— start of PROVIDED ENTRIES —

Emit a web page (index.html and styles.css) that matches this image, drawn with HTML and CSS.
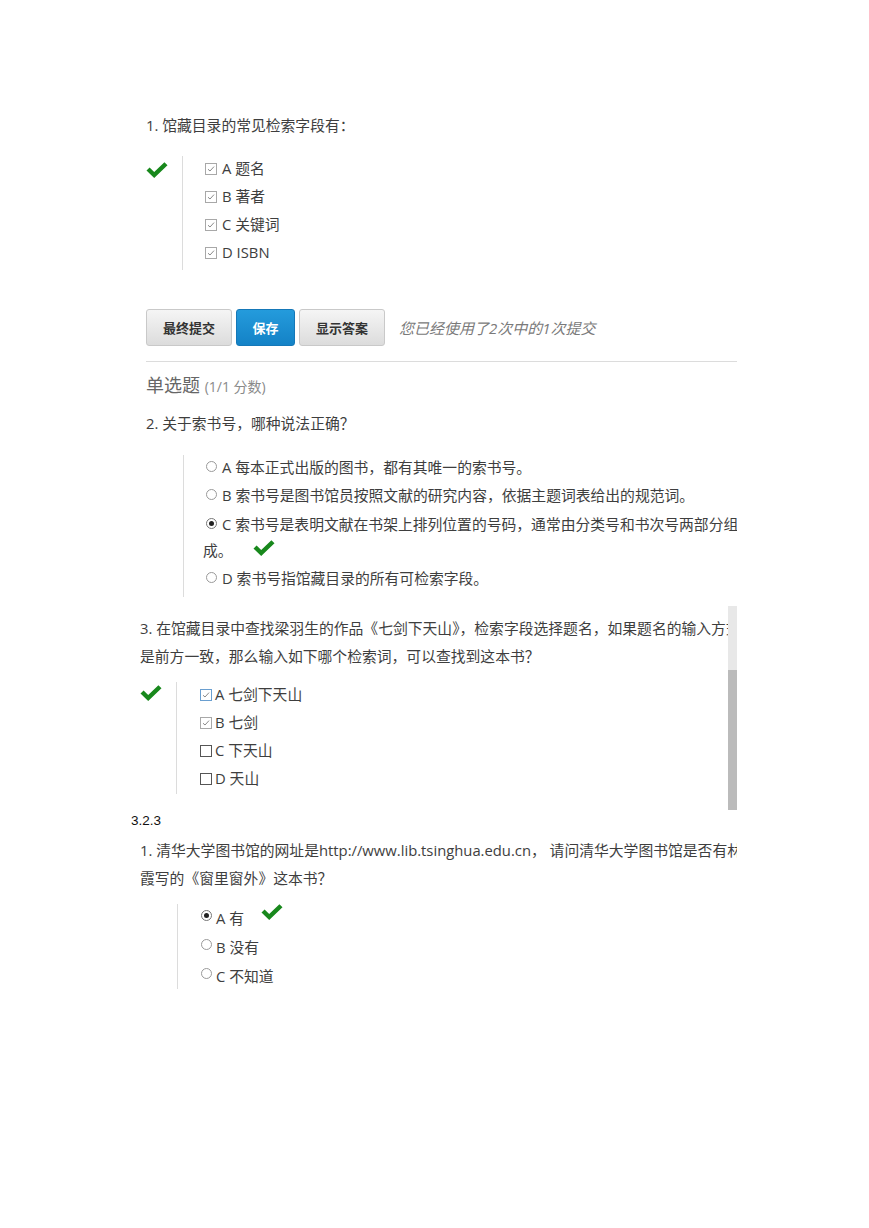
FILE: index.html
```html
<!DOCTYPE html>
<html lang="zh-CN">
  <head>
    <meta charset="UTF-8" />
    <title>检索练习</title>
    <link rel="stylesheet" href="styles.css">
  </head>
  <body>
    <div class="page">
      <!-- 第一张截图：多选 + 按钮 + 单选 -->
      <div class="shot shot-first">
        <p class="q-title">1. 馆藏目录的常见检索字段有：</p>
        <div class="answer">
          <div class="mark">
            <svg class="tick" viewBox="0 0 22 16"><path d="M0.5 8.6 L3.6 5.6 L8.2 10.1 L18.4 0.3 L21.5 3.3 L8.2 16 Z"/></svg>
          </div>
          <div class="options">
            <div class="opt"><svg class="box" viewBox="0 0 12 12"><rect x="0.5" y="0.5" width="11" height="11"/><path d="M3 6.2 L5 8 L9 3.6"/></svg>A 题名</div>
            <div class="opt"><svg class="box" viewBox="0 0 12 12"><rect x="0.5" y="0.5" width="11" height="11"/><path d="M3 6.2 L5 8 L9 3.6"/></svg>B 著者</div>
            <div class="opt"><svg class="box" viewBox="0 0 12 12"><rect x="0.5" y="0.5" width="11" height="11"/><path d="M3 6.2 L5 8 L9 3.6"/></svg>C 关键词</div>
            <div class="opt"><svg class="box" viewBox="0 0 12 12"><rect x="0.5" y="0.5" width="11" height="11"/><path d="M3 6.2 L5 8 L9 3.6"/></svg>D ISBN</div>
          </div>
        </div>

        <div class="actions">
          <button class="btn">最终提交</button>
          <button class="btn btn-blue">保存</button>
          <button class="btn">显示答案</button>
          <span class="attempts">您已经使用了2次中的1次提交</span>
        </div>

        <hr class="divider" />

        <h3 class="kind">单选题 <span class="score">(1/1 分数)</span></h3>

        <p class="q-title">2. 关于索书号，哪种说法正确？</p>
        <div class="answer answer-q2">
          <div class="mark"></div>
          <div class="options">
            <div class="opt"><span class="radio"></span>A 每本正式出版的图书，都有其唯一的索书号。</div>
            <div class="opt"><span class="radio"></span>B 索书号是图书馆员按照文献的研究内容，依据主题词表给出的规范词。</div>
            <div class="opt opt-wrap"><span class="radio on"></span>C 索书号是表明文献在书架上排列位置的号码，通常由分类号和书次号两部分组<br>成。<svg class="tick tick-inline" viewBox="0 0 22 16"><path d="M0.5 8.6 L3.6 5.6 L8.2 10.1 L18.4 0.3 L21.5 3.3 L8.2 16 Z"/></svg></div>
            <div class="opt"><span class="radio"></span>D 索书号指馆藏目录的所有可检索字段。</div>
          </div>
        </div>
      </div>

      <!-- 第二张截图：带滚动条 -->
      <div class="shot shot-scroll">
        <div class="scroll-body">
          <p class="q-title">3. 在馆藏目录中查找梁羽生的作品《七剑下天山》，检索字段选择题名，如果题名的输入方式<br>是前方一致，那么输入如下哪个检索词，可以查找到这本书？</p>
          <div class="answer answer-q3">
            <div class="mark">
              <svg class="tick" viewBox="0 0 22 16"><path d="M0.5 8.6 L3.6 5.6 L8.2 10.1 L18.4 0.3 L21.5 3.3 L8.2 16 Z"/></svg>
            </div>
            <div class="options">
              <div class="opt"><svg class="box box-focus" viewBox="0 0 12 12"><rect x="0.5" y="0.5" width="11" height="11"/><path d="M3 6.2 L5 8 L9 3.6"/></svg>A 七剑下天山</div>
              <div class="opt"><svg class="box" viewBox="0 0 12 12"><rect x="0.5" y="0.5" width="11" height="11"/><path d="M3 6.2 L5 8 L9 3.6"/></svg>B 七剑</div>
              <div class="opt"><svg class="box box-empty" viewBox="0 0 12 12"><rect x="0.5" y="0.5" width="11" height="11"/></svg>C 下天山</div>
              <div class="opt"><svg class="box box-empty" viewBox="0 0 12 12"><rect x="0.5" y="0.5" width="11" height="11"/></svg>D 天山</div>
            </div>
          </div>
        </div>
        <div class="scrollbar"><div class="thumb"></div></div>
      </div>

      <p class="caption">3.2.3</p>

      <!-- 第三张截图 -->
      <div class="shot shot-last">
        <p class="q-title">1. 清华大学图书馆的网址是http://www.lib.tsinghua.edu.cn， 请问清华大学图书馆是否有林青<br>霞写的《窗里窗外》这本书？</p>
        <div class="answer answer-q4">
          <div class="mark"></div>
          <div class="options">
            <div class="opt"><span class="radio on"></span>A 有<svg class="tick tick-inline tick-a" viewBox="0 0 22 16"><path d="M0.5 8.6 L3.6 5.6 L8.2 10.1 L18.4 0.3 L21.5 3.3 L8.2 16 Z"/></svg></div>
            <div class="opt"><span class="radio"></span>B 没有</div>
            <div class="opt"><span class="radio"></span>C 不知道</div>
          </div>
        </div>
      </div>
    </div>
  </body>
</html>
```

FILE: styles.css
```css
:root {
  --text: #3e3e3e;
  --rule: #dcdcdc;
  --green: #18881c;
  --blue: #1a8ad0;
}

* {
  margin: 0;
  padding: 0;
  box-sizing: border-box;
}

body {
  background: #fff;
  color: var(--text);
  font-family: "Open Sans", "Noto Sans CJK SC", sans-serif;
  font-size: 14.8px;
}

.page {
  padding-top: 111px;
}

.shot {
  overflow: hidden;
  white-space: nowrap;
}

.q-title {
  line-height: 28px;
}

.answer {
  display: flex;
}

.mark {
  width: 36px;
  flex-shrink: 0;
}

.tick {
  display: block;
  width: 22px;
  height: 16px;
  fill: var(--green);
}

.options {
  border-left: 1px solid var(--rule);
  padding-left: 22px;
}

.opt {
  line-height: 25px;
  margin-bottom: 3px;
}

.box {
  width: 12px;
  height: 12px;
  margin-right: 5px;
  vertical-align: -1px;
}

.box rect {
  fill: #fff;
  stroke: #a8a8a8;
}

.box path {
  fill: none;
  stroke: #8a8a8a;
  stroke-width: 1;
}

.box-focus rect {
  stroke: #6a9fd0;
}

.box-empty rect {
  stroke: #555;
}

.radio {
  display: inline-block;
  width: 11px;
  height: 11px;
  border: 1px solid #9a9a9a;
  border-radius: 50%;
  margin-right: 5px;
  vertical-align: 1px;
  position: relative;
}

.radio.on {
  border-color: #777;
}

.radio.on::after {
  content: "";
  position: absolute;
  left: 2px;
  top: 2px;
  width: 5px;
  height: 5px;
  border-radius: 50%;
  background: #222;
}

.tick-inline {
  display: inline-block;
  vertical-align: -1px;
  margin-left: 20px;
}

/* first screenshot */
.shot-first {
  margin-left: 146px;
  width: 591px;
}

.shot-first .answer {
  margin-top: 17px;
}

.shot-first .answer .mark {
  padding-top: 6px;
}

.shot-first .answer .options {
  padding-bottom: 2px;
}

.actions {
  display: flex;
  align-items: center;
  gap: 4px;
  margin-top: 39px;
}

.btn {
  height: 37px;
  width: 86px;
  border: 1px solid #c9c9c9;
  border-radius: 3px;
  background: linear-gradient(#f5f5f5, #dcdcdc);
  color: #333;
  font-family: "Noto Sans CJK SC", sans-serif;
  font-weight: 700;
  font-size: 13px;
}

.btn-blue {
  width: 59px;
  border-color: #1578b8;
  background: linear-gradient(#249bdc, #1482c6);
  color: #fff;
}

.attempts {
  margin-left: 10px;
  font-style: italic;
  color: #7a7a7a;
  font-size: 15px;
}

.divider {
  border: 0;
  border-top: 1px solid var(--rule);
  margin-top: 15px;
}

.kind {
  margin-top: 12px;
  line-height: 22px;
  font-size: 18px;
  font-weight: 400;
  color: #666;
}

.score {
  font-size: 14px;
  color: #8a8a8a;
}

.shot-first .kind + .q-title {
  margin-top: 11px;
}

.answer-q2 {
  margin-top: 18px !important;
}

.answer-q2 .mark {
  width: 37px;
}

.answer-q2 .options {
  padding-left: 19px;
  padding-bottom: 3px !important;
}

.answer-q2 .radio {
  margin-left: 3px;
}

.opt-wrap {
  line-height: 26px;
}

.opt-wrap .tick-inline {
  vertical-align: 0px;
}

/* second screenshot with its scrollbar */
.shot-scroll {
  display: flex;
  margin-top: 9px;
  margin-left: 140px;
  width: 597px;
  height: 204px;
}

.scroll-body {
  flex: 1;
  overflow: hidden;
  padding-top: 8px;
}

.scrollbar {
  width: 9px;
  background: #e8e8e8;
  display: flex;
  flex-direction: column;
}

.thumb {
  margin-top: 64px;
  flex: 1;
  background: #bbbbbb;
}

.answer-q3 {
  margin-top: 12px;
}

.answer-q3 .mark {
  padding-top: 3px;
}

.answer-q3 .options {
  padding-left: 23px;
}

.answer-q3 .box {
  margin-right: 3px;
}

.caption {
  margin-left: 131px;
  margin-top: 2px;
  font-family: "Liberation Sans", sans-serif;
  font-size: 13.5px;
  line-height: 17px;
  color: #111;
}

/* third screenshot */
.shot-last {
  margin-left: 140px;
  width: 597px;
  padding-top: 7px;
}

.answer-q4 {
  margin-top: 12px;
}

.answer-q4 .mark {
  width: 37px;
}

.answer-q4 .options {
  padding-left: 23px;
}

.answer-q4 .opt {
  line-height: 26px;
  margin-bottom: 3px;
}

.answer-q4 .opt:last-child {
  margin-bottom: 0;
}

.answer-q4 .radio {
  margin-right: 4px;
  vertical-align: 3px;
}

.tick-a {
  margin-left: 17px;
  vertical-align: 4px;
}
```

— end of PROVIDED ENTRIES —
— start of PROVIDED ENTRIES —

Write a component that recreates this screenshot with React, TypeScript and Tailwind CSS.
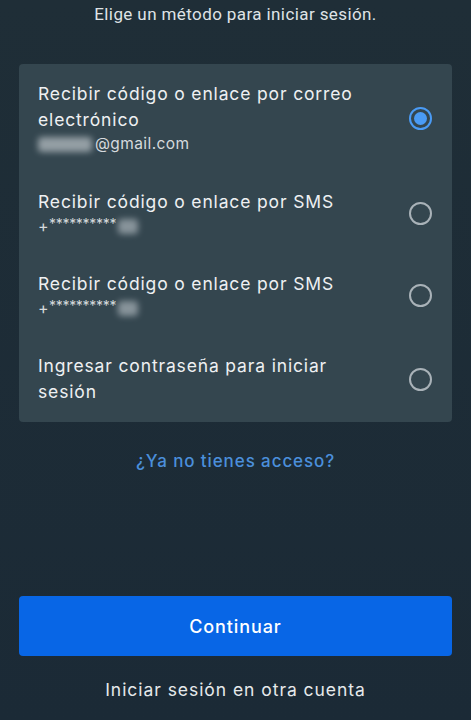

— end of PROVIDED ENTRIES —

> [EXERCISE AIM] Say how many lines in this listing hold the string "that", giving the count and nothing more.

> [EXERCISE ANSWER] 2